— Begin —

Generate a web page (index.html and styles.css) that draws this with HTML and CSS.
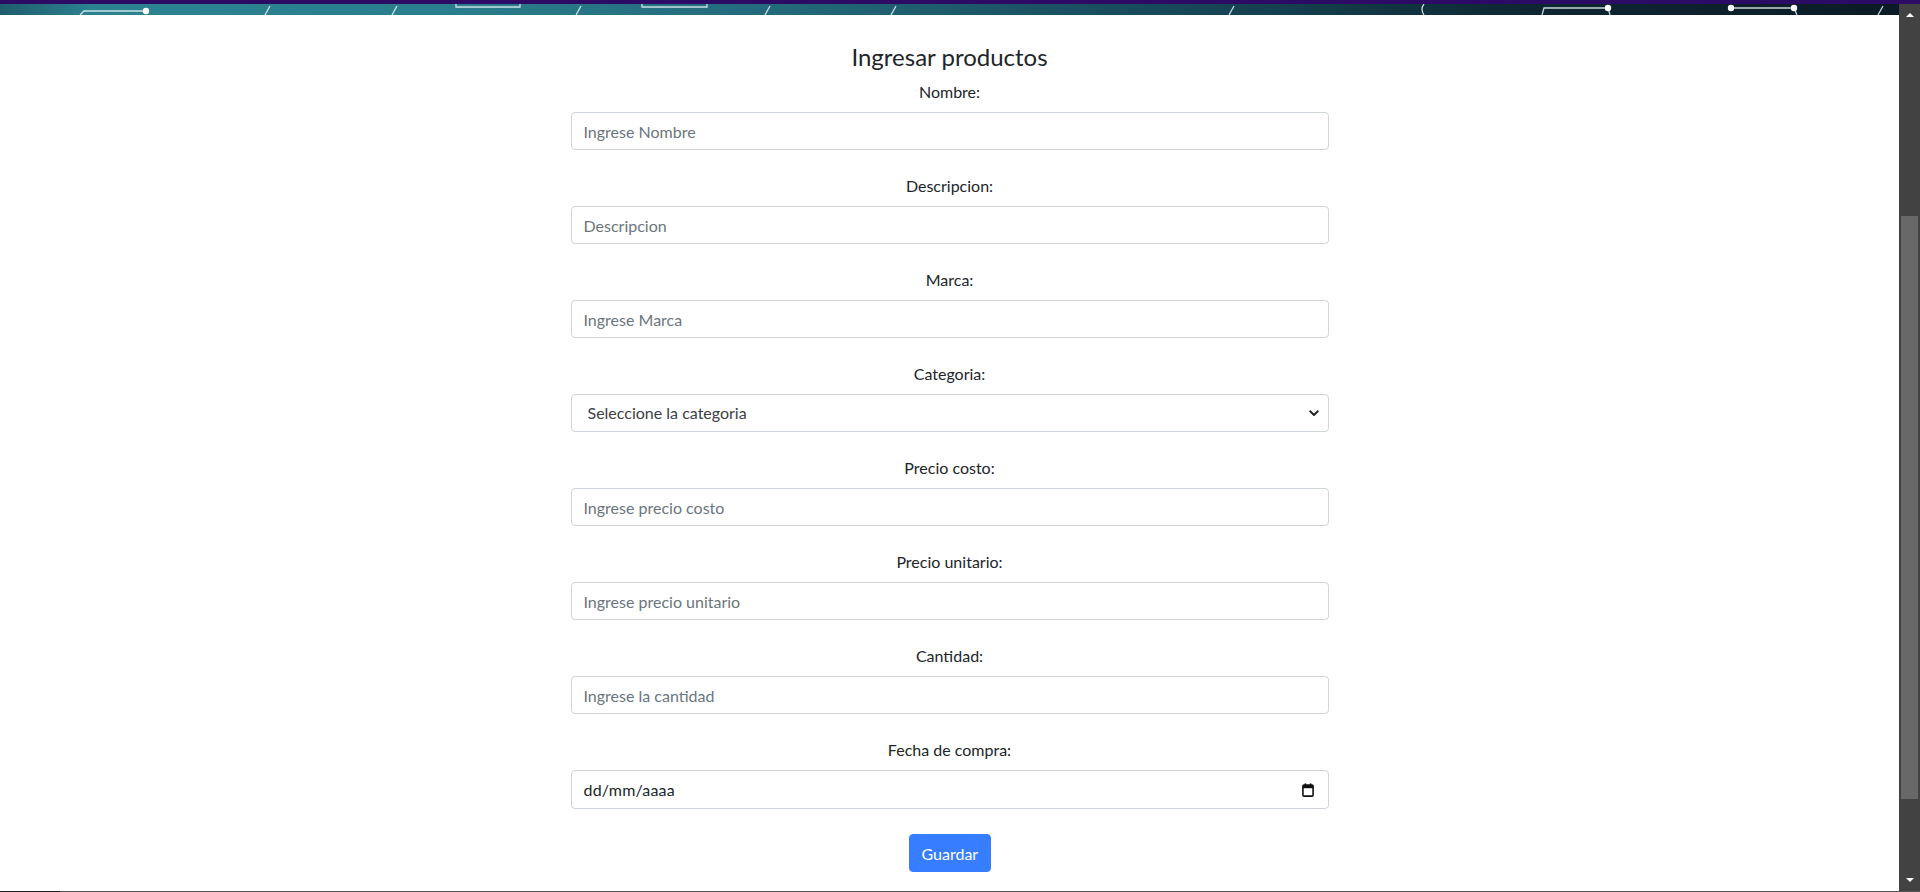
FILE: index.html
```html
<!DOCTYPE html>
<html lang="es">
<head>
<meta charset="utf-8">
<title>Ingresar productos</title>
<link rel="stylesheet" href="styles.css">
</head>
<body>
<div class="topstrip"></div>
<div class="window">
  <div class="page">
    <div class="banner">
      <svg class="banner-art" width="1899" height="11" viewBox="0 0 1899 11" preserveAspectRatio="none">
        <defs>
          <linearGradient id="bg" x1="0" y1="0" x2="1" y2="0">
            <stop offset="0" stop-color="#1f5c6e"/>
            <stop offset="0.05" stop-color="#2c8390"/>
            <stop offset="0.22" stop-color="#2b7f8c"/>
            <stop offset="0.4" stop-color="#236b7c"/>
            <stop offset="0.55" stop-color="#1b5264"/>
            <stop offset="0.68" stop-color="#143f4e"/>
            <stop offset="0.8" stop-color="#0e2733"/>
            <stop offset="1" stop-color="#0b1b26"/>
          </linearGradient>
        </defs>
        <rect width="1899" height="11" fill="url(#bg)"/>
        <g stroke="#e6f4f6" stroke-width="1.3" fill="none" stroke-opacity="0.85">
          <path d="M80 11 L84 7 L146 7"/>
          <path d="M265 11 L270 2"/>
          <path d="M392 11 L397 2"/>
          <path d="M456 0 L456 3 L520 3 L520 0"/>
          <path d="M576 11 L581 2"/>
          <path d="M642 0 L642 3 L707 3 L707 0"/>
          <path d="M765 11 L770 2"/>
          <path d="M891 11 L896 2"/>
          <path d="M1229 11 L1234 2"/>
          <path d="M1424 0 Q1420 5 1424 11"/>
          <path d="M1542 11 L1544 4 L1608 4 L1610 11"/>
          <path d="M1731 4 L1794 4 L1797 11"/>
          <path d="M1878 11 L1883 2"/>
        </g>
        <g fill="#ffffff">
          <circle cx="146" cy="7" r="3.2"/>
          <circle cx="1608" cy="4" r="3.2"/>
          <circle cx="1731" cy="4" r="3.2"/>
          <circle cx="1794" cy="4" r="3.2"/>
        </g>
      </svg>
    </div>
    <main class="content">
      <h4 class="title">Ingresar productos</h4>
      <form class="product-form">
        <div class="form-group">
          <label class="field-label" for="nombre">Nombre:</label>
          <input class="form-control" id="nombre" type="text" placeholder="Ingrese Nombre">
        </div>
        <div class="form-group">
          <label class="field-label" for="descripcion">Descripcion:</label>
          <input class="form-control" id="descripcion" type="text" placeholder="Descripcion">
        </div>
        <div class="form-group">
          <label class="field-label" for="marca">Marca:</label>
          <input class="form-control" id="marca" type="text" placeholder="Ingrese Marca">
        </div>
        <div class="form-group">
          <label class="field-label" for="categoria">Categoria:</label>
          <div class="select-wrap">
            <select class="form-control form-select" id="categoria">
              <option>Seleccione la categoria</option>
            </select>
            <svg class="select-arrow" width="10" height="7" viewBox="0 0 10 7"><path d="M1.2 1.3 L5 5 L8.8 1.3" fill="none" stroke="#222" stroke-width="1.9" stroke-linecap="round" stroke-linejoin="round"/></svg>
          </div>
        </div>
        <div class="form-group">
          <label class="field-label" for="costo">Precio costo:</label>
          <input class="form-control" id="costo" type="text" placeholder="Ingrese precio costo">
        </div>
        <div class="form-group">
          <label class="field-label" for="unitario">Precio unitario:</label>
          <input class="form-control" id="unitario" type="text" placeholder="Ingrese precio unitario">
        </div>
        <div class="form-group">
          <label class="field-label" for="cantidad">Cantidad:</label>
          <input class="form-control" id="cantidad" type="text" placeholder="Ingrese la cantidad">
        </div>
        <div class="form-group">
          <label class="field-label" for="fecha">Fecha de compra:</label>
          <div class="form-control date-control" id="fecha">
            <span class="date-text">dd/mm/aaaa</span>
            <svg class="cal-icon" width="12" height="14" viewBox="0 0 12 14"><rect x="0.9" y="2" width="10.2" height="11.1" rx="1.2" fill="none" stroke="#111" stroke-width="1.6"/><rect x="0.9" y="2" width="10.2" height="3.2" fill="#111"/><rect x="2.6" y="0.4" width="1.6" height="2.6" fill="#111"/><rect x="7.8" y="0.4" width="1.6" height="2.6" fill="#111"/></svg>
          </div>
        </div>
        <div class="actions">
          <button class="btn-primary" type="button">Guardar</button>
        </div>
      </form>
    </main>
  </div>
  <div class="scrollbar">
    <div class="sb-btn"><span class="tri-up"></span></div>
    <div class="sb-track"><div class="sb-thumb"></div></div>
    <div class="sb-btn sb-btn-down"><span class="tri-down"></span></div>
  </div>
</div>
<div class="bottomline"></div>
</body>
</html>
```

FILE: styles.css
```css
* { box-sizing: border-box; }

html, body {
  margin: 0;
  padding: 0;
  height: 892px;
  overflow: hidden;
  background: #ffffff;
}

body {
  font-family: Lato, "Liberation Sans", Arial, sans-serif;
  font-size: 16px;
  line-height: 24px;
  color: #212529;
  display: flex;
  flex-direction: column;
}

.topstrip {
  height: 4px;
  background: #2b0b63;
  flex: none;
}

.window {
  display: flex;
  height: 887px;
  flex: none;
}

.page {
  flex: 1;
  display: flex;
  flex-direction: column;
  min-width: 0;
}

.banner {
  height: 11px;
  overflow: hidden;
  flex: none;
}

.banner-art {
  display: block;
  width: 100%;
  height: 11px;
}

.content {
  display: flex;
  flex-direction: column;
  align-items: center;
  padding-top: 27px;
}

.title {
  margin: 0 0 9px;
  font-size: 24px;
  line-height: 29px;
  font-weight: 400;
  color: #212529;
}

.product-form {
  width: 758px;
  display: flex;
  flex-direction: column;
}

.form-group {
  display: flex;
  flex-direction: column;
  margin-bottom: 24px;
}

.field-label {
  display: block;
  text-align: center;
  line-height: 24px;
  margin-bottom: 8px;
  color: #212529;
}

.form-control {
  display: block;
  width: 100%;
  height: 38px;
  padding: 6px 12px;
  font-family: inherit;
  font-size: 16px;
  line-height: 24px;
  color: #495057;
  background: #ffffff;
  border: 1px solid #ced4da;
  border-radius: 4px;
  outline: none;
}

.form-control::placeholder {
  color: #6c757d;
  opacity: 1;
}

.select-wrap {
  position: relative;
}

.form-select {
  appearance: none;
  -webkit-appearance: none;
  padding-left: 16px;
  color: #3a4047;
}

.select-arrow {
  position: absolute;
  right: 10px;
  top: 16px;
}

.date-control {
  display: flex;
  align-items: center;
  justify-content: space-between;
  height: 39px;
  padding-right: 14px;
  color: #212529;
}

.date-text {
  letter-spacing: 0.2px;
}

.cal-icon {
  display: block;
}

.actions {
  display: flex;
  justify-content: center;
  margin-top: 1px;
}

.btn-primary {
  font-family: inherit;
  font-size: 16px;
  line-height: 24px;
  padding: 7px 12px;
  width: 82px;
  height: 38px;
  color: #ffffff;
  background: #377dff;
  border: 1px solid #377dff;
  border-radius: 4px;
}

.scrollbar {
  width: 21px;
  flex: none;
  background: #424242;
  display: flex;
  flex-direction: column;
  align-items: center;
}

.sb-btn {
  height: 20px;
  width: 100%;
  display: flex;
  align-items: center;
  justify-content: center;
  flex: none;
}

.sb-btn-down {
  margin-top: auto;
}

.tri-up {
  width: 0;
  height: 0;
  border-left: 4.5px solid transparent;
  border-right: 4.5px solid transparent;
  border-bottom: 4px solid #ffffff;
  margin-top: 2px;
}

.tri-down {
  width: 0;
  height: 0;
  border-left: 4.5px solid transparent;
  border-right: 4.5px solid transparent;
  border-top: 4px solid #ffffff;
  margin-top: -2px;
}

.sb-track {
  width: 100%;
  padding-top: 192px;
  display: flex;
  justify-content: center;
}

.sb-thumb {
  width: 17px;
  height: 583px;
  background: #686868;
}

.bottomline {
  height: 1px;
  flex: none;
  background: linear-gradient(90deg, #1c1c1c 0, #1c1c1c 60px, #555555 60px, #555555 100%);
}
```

— End —
— Begin —

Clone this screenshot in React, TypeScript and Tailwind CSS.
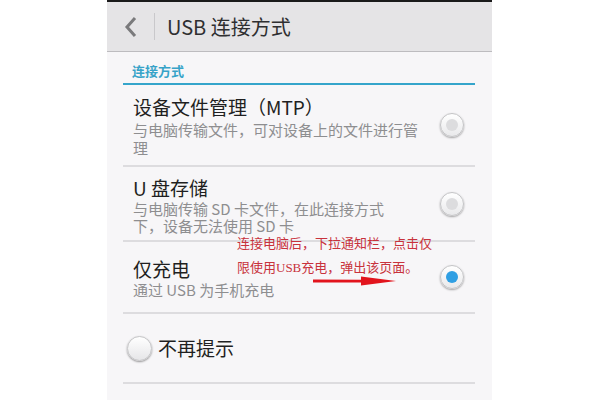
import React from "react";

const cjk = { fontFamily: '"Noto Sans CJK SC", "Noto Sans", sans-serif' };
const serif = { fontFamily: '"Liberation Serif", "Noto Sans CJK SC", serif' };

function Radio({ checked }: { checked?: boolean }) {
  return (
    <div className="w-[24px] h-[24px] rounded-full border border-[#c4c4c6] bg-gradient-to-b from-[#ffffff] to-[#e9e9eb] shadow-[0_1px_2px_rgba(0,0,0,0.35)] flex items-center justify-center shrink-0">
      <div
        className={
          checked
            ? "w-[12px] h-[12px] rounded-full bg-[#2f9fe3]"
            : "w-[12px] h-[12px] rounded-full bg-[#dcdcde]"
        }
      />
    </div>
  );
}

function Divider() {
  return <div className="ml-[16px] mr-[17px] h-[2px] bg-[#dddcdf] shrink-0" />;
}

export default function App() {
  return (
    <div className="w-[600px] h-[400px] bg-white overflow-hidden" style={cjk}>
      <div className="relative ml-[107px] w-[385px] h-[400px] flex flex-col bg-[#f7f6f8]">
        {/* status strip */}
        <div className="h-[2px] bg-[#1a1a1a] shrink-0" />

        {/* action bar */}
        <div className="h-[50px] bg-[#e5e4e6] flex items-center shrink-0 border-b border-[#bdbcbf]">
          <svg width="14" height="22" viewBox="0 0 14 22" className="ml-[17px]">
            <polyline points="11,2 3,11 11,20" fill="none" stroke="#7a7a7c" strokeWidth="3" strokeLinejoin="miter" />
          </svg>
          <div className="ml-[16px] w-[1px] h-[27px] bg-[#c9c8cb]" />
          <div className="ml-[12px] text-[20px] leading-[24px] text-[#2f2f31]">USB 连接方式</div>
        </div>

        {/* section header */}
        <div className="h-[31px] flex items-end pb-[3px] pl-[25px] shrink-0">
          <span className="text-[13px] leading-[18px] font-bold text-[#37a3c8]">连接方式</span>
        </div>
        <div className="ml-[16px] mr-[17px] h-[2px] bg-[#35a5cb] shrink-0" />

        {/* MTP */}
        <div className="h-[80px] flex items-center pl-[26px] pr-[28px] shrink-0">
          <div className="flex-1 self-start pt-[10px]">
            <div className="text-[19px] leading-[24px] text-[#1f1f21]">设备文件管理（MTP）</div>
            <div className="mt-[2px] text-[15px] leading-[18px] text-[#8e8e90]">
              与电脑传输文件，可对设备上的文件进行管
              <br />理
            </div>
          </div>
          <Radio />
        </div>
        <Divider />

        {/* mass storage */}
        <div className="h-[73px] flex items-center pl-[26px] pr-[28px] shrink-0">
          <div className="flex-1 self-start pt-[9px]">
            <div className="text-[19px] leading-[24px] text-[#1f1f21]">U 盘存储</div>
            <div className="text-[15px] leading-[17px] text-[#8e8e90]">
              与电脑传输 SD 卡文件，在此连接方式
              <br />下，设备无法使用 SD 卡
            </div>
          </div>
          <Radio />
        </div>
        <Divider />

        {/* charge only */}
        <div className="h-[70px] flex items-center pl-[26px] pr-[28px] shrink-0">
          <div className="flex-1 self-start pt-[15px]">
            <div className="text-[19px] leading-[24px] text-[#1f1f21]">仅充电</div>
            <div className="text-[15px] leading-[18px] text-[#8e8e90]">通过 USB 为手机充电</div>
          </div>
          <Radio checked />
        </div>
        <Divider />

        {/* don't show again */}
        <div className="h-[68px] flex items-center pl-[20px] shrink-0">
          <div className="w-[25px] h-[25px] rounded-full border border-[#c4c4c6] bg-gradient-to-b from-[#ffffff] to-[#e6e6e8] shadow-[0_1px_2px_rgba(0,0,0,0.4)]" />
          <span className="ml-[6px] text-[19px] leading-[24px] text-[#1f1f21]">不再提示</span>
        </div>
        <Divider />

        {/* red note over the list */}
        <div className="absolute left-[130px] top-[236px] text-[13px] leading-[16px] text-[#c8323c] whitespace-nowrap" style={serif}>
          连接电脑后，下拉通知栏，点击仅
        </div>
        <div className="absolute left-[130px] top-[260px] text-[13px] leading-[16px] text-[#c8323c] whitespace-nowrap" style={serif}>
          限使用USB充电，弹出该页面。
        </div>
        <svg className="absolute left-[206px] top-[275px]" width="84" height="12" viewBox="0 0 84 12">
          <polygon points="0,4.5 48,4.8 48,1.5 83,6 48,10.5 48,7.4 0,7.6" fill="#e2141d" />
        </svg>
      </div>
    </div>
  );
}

— End —

> What is being asked: Select and copy every line of the material that holds the string "index".

> Written solution:
Generate a web page (index.html and styles.css) that draws this with HTML and CSS.
FILE: index.html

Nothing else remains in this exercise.